Python server w/ SWIG & C library

With some extra work, a C library can also be used as a Python library directly, at no higher overhead than any other Python standard library. This does impose an extra compilation step that uses SWIG which is easiest to manage with a setup.py script which can be nontrivial to integrate with build tooling.

The benefit of using SWIG is that internally, the call stack goes from Python (the web server) to SWIG library (myquadlib), which is almost as direct as one can get.

// File: myquadlib.i
// Compile with: a setup.py script that uses swig

%module myquadlib
%include "typemaps.i"

%{
#define SWIG_FILE_WITH_INIT
typedef float (* func_t)(float);

float square(float x) {
    return x * x;
}

func_t funcs[] = {
    square,
    NULL,
};

void quad(int funcid, float start, float end, float *y, float *err) {
    func_t func = funcs[funcid];
    float y0 = func(start);
    float y1 = func(end);
    // ... rest of integration code ...
    *y = 1.0;
    *err = 0.1;
}
%}

void quad(int funcid, float start, float end, float *OUTPUT, float *OUTPUT);
# File: setup.py
# Install with: python3.8 -m pip install --user .

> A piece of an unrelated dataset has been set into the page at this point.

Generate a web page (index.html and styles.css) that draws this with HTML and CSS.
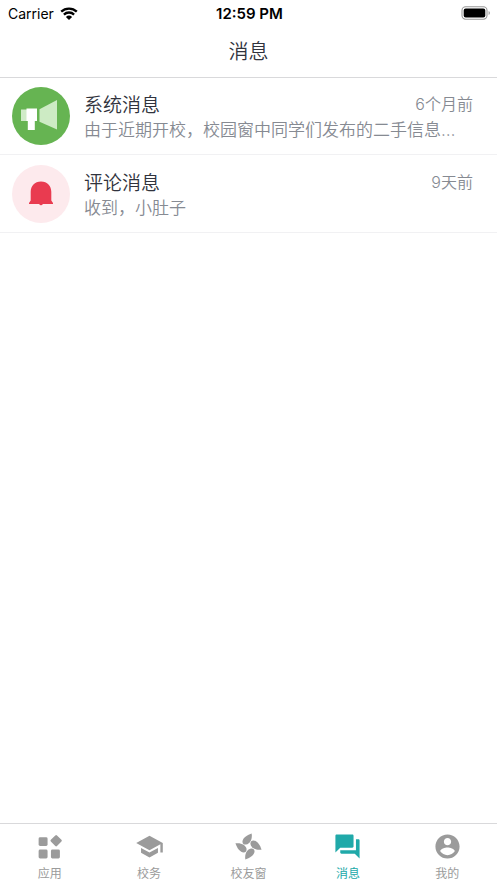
FILE: index.html
```html
<!DOCTYPE html>
<html lang="zh-CN">
<head>
<meta charset="utf-8">
<meta name="viewport" content="width=device-width, initial-scale=1">
<title>消息</title>
<link rel="stylesheet" href="styles.css">
</head>
<body>
<div class="status">
  <div class="status-left">
    <span>Carrier</span>
    <svg class="wifi" viewBox="0 0 18 13" aria-hidden="true">
      <path d="M1.2 4.7A11.2 11.2 0 0 1 16.8 4.7M3.9 7.6A7.3 7.3 0 0 1 14.1 7.6" fill="none" stroke="#000" stroke-width="2.3"/>
      <path d="M9 13L5.9 9.9A4.5 4.5 0 0 1 12.1 9.9Z"/>
    </svg>
  </div>
  <time class="clock">12:59 PM</time>
  <div class="status-right">
    <svg class="battery" viewBox="0 0 30 14" aria-hidden="true">
      <rect x="1" y=".8" width="25" height="12.4" rx="3.6" fill="none" stroke="#999" stroke-width="1.1"/>
      <rect x="2.7" y="2.5" width="21.6" height="9" rx="2"/>
      <path d="M27.6 5v4q1.3-.6 1.3-2t-1.3-2z" fill="#999"/>
    </svg>
  </div>
</div>
<header class="header"><h1>消息</h1></header>
<main class="list">
  <a class="row" href="#system">
    <svg class="avatar" viewBox="0 0 58 58" aria-hidden="true">
      <circle cx="29" cy="29" r="29" fill="#66b452"/>
      <path d="M9 22.500h6v11.500H9z" fill="#d0ebc8"/>
      <path d="M14.500 21.500H25V34h-2.200v9h-7v-9h-1.300z" fill="#fff"/>
      <path d="M27.500 22.300L45 13v29.500l-17.500-7.800z" fill="#cdebc4"/>
    </svg>
    <div class="body">
      <div class="top"><h2>系统消息</h2><time>6个月前</time></div>
      <p>由于近期开校，校园窗中同学们发布的二手信息…</p>
    </div>
  </a>
  <a class="row" href="#comments">
    <svg class="avatar" viewBox="0 0 58 58" aria-hidden="true">
      <circle cx="29" cy="29" r="29" fill="#fdeaed"/>
      <path d="M29 16.500c-6.400 0-10.300 4.300-10.300 10.300v8.700L17 38v1h10.200a1.900 1.900 0 0 0 3.600 0H41v-1l-1.700-2.500v-8.700c0-6-3.900-10.300-10.300-10.300z" fill="#e93b50"/>
    </svg>
    <div class="body">
      <div class="top"><h2>评论消息</h2><time>9天前</time></div>
      <p>收到，小肚子</p>
    </div>
  </a>
</main>
<nav class="tabs">
  <a class="tab" href="#apps">
    <svg viewBox="0 0 24 24" aria-hidden="true"><rect x="3" y="4.300" width="7.400" height="7.200" rx="1.200"/><rect x="3" y="14.500" width="7.400" height="7.400" rx="1.200"/><rect x="13.200" y="14.500" width="7.400" height="7.400" rx="1.200"/><rect x="13.900" y="3.600" width="7.200" height="7.200" rx="1" transform="rotate(45 17.500 7.200)"/></svg>
    <span>应用</span>
  </a>
  <a class="tab" href="#school">
    <svg viewBox="0 0 24 24" aria-hidden="true"><path d="M5 13.180v4L12 21l7-3.820v-4L12 17l-7-3.820zM12 3L1 9l11 6 9-4.910V17h2V9L12 3z"/></svg>
    <span>校务</span>
  </a>
  <a class="tab" href="#alumni">
    <svg viewBox="0 0 24 24" aria-hidden="true">
      <path d="M14.600 1.200C10.400 2.500 7 5.200 7 8c0 1.700 1.300 2.600 2.900 2.400C13.400 9.900 15.400 5.500 14.600 1.200z"/>
      <path d="M14.600 1.200C10.400 2.500 7 5.200 7 8c0 1.700 1.300 2.600 2.900 2.400C13.400 9.900 15.400 5.500 14.600 1.200z" transform="rotate(90 12 12)"/>
      <path d="M14.600 1.200C10.400 2.500 7 5.200 7 8c0 1.700 1.300 2.600 2.900 2.400C13.400 9.900 15.400 5.500 14.600 1.200z" transform="rotate(180 12 12)"/>
      <path d="M14.600 1.200C10.400 2.500 7 5.200 7 8c0 1.700 1.300 2.600 2.900 2.400C13.400 9.900 15.400 5.500 14.600 1.200z" transform="rotate(270 12 12)"/>
    </svg>
    <span>校友窗</span>
  </a>
  <a class="tab active" href="#messages" aria-current="page">
    <svg viewBox="0 0 24 24" aria-hidden="true"><path d="M21 6h-2v9H6v2c0 .55.45 1 1 1h11l4 4V7c0-.55-.45-1-1-1zm-4 6V3c0-.55-.45-1-1-1H3c-.55 0-1 .45-1 1v14l4-4h10c.55 0 1-.45 1-1z"/></svg>
    <span>消息</span>
  </a>
  <a class="tab" href="#me">
    <svg viewBox="0 0 24 24" aria-hidden="true"><path d="M12 2C6.480 2 2 6.480 2 12s4.480 10 10 10 10-4.480 10-10S17.520 2 12 2zm0 3c1.660 0 3 1.340 3 3s-1.340 3-3 3-3-1.340-3-3 1.340-3 3-3zm0 14.200c-2.500 0-4.710-1.280-6-3.220.03-1.990 4-3.080 6-3.080 1.990 0 5.970 1.090 6 3.080-1.290 1.940-3.500 3.220-6 3.220z"/></svg>
    <span>我的</span>
  </a>
</nav>
</body>
</html>
```

FILE: styles.css
```css
* { box-sizing: border-box; }

body {
  margin: 0;
  min-height: 100vh;
  display: flex;
  flex-direction: column;
  background: #fff;
  color: #30333d;
  font-family: Inter, "Noto Sans CJK SC", sans-serif;
}

h1, h2, p { margin: 0; font-weight: 350; }
a { color: inherit; text-decoration: none; }

.status {
  display: grid;
  grid-template-columns: 1fr auto 1fr;
  align-items: center;
  height: 26px;
  padding: 0 6px 0 8px;
  color: #000;
  font-size: 14px;
}
.status-left { display: flex; align-items: center; gap: 6px; }
.status-right { display: flex; justify-content: flex-end; }
.clock { font-size: 15px; font-weight: 600; }
.wifi { width: 18px; height: 13px; }
.battery { width: 30px; height: 14px; }

.header {
  display: flex;
  align-items: center;
  justify-content: center;
  height: 52px;
  border-bottom: 1px solid #d9d9db;
}
.header h1 { font-size: 20px; line-height: 28px; }

.list { flex: 1; margin-top: -1px; }
.row {
  display: flex;
  align-items: center;
  gap: 14px;
  height: 78px;
  padding: 0 24px 0 12px;
  border-bottom: 1px solid #f1f1f3;
}
.avatar { flex: none; width: 58px; height: 58px; }
.body { flex: 1; min-width: 0; padding-top: 2px; }
.top { display: flex; align-items: flex-start; justify-content: space-between; }
.top h2 { font-size: 19px; line-height: 26px; }
.top time { color: #868a92; font-size: 16px; font-weight: 350; line-height: 22px; }
.body p {
  overflow: hidden;
  color: #868a92;
  font-size: 17px;
  line-height: 22px;
  text-overflow: ellipsis;
  white-space: nowrap;
}

.tabs {
  display: flex;
  height: 60px;
  border-top: 1px solid #d9d9db;
}
.tab {
  flex: 1;
  display: flex;
  flex-direction: column;
  align-items: center;
  gap: 5px;
  padding-top: 8px;
  color: #9b9b9b;
  font-size: 12px;
  line-height: 16px;
}
.tab svg { width: 29px; height: 29px; fill: currentColor; }
.tab.active { color: #20a9a9; }
```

from distutils.core import Extension, setup
from distutils.command.build import build as _build

# Define custom build order, so that the python interface module
# created by SWIG is staged in build_py.
class build(_build):
    # different order: build_ext *before* build_py
    sub_commands = [
        ('build_ext',     _build.has_ext_modules),
        ('build_py',      _build.has_pure_modules),
        ('build_clib',    _build.has_c_libraries),
        ('build_scripts', _build.has_scripts),
    ]

myquadlib = Extension(
    '_myquadlib',
    sources=['myquadlib.i'],
    swig_opts=['-py3'],
)

setup(
    cmdclass={'build': build},
    name='myquadlib',
    py_modules=['myquadlib'],
    ext_modules=[myquadlib],
)
# File: swig_server.py
# Run with: FLASK_APP=swig_server flask run
# Test with: curl http://localhost:5000/integrate/0.0/4.0

from flask import Flask
import myquadlib
from enum import IntEnum
app = Flask(__name__)

class Func(IntEnum):
    SQUARE = 0

@app.route('/integrate/<float:start>/<float:end>')
def integrate(start, end):
    y, err = myquadlib.quad(Func.SQUARE, start, end)
    return { 'y': y, 'err': err }

C Server w/ C library

The last alternative is, if extra performance is desired, we can get rid of Python entirely and write the web server in C. There are many libraries to do this, but a pretty good one is GNU's libmicrohttpd.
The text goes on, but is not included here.